The effects may also reach land. When fish populations change, birds that depend on fish for food can feel the pressure too. That makes browning a cross-boundary ecological issue, linking shoreline habitat, open-water chemistry, and even the survival of species that forage above the lake surface.

More than color: chemistry, light, and climate

Recent review literature broadens the concern further. Browning changes optical and thermal conditions, meaning it affects both how light moves through a lake and how heat is distributed. It also affects oxygen availability, pollutant bioavailability, and greenhouse-gas cycling, which means the issue reaches into water quality and climate feedbacks as well as fisheries.

Historical studies point to a mixed legacy behind the trend. Atmospheric acid deposition sharply lowered dissolved organic carbon in many lakes across northeastern North America and northern Europe during the 20th century, and in Sudbury, acid deposition was identified as the dominant stressor affecting lake-water dissolved organic carbon in some heavily impacted areas. As acidic emissions fell, soils and waters began recovering from acidification, and in some places that recovery has helped dissolved organic carbon rebound. Browning is therefore part climate-driven runoff, part land-use change, and part chemical recovery from a previous era of pollution.

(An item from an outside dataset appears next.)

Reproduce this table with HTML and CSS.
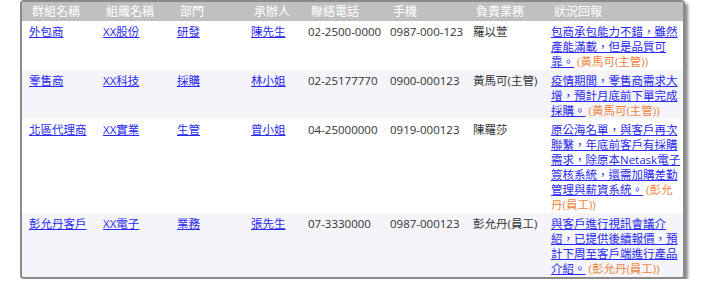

What lake communities are facing next

The broad message is simple: climate change is not only warming lakes, it is changing their color, chemistry, and productivity. In browner systems, pike and walleye are better positioned to expand, while trout, bass, perch, and whitefish can lose ground, especially where stocking does not buffer the shift.

That leaves lake managers with a harder assignment. Preserving familiar fisheries will require decisions that account for visibility, habitat structure, food-web effects, and the species most likely to benefit from darker water. Browning is not just changing how lakes look from shore. It is reorganizing what lives beneath the surface and what kind of fishing those waters can support.